Da ragazzo amavo molto l’interazione con le persone, la trovavo arricchente e stimolava la mia curiosità. Serbo il ricordo di un compagno di “lotta comunista” che invitandomi ad un incontro al quale non potevo partecipare perché impegnato in attività di volontariato, mi spiegò che non solo stavo perdendo l’occasione di approfondire “la causa”, ma che alleviando le sofferenze dei più disperati stavo addirittura rallentando l’avvento della rivoluzione. Insomma ero un elemento controproducente.

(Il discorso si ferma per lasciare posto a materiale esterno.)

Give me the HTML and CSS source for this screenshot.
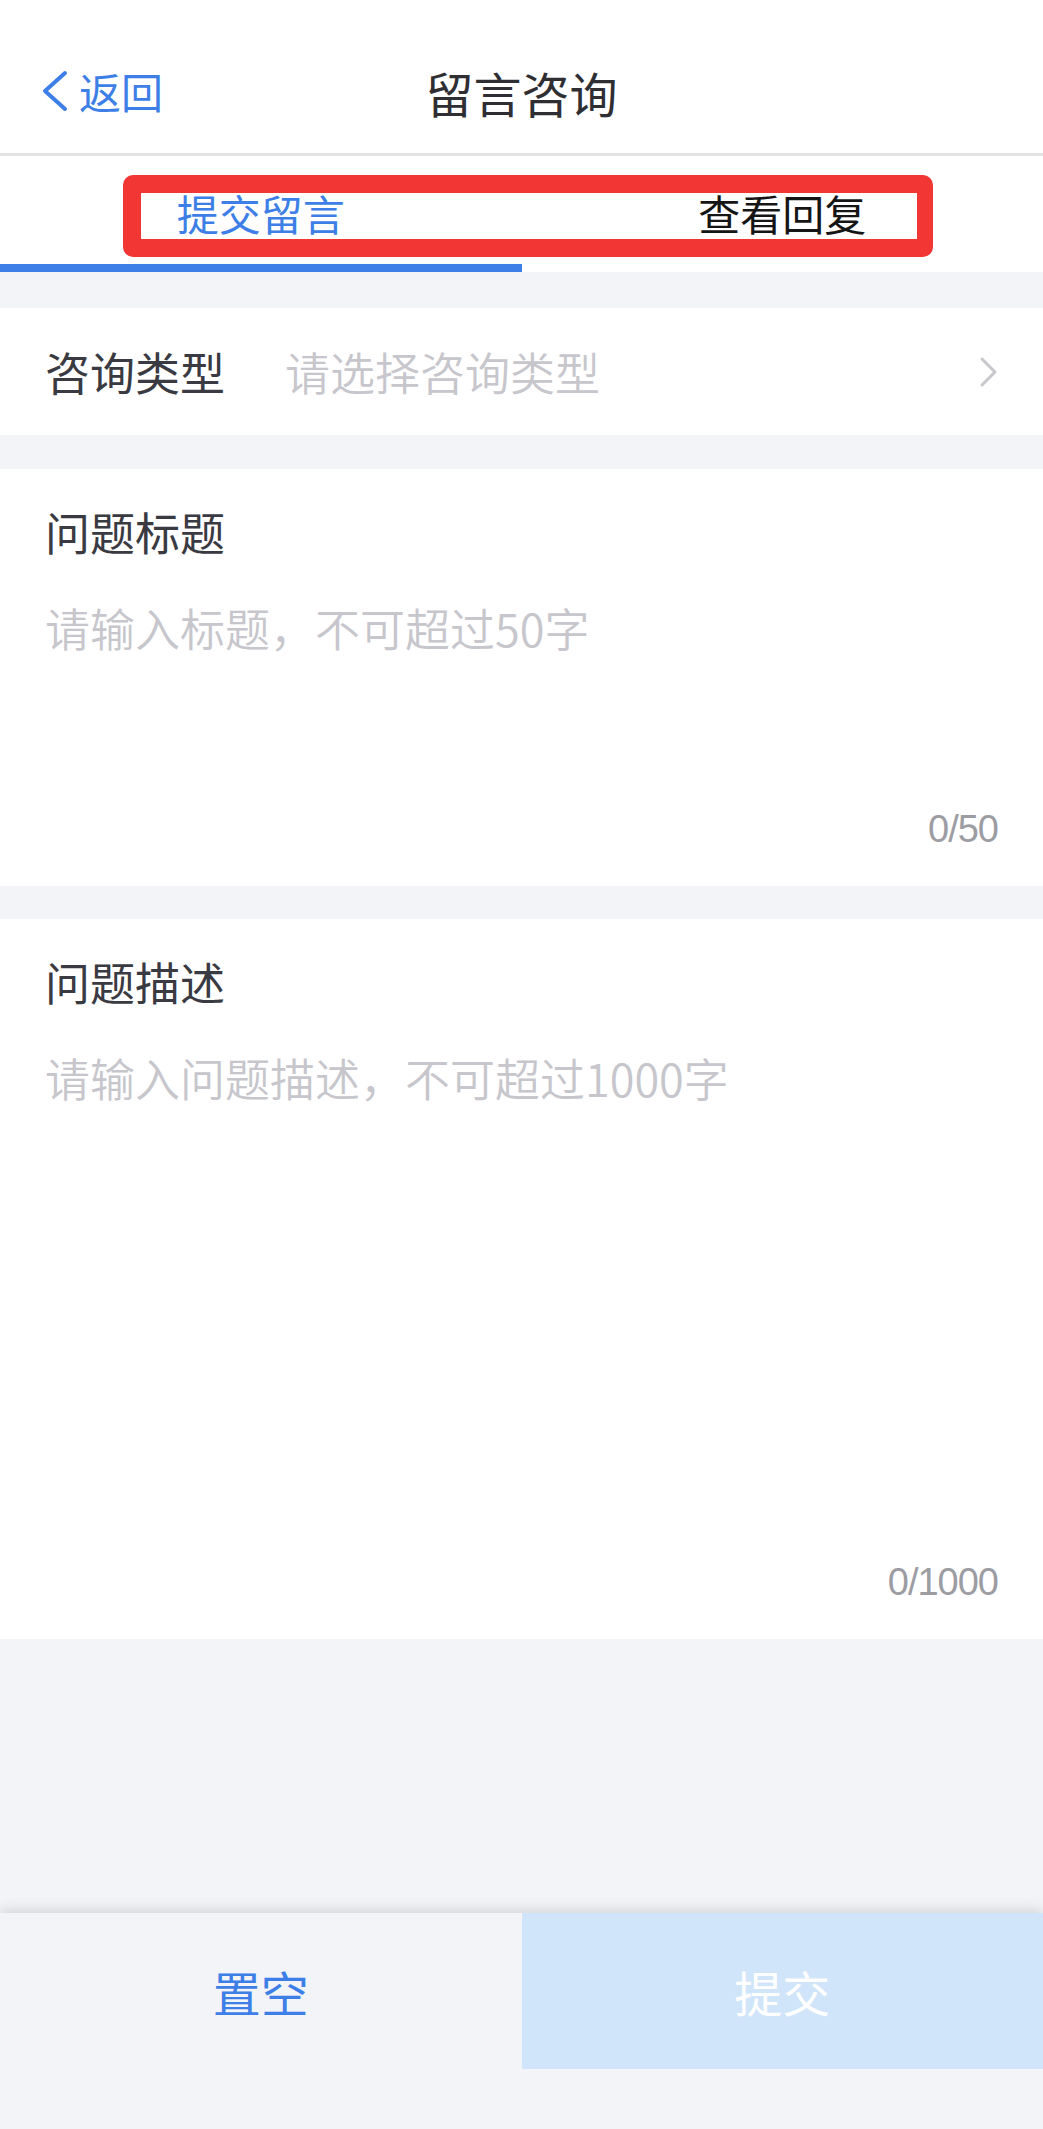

Mi piace pensare che Qualcosa di simile debba essere capitata a James Franco che ha deciso di impostare un film storico su una riflessione intelligente ed originale sul dilemma che ci affligge ogni volta che abbracciamo una battaglia seppure giusta: se il prezzo da pagare è la perdita della propria umanità, siamo disposti a combattere?
In dobious battles non è solamente un film diretto magistralmente, per esempio con un uso del chiaroscuro molto bello, e nemmeno un documentario romanzato sulla condizione dei lavoratori agricoli durante la grande depressione. È la narrazione di un vuoto dentro alle persone che è riempito dalla loro umanità o dalla dedizione alla causa ma non da entrambe. È, al pari di “riso amaro” di “De Santis”, un viaggio attraverso le speranze che animano personaggi disposti a molto per concretizzarle in un ambiente ostile ed ingiusto. È una drammatica constatazione che il popolo agisce spinto dalle emozioni e non dalla ragione, e che le emozioni vengono pilotate.
Forse, come unico neo, segnalerei una certa superficialità nel trattare alcuni personaggi che sarebbero potuti essere valorizzati maggiormente. Ma il film è certamente da vedere.